Vladimir Putin is heading to Beijing this week for a cozy sit-down with Xi Jinping - and if you think this is a meeting between equals, oh buddy, do we have a chart to show you. According to a DW analysis, China has quietly become the financial backbone of the Russian economy since Western sanctions kicked in following the 2022 invasion of Ukraine, and the numbers are frankly staggering.

From SWIFT to... Sinopec?

When Western nations booted Russia from the international financial system and cut off access to dollars and euros, Moscow had to pivot - fast. Enter China, stage right, ready with yuan-denominated trade deals, a hungry appetite for cheap Russian oil and gas, and absolutely zero moral qualms about the whole situation.

According to DW, China now accounts for a massive share of Russia's import market, filling the shelves with everything from microelectronics to cars that were previously sourced from Europe. Russian consumers who once drove German sedans are now behind the wheel of Chinese brands. The yuan has effectively replaced the dollar and euro as Russia's dominant foreign currency for trade settlements.

Oil for yuan, and yuan for everything else

The trade flow has become almost poetically lopsided. Russia pumps discounted oil and gas westward - well, eastward - into China. China sends back manufactured goods, electronics, and machinery. Russia gets to keep its wartime economy limping along. China gets deeply discounted energy. It is, as economists might say, a very one-sided friendship.

Western sanctions were designed to squeeze Russia economically and force a political reckoning. What they arguably achieved instead, per the DW report, was accelerating Russia's economic integration with China at a pace that would have taken decades under normal circumstances. Oops.

Who's really in charge here?

Here is the part that should make the Kremlin's communications team sweat. Russia, a country that spent decades projecting itself as a sovereign superpower, now finds itself structurally dependent on a single partner for trade, technology, and financial stability. That is not a partnership - that is a lifeline, and China holds the scissors.

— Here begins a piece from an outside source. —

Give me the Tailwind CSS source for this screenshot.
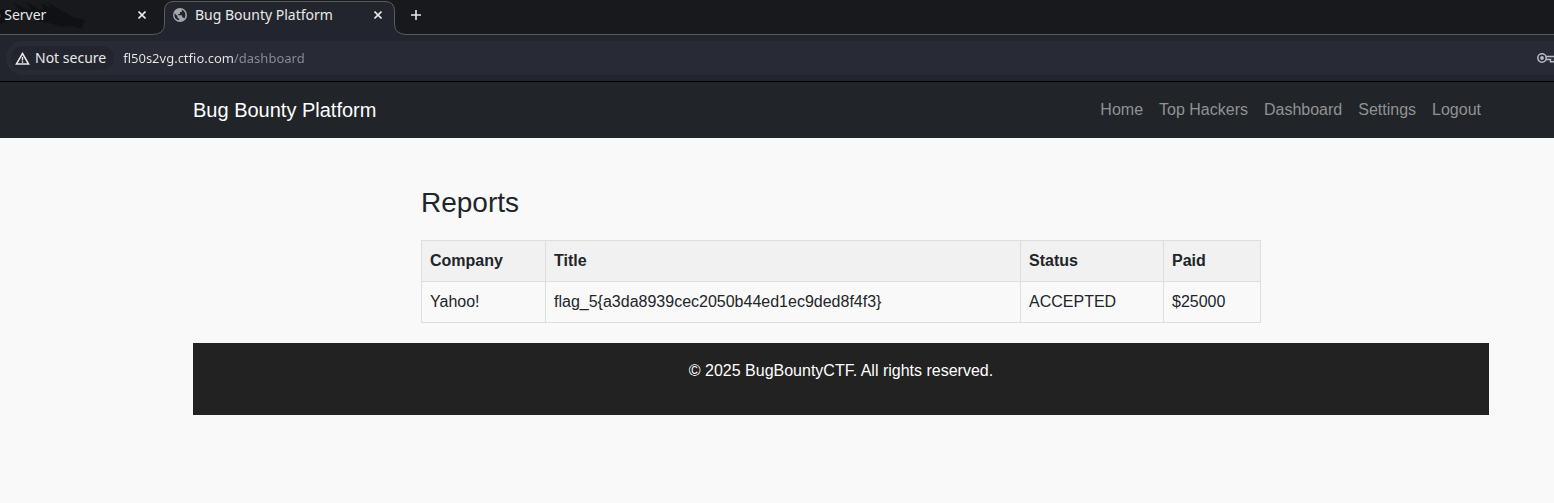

Putin arriving in Beijing fresh off Trump's own visit there adds a layer of geopolitical absurdity that practically writes itself. Both leaders seeking favor with Xi in the same week suggests Beijing has become the undisputed center of gravity in global non-Western diplomacy.

Whether Xi views Putin as a strategic ally or an increasingly useful - and increasingly dependent - client state is the trillion-yuan question. Based on the economic architecture that has quietly snapped into place since 2022, the answer seems pretty clear.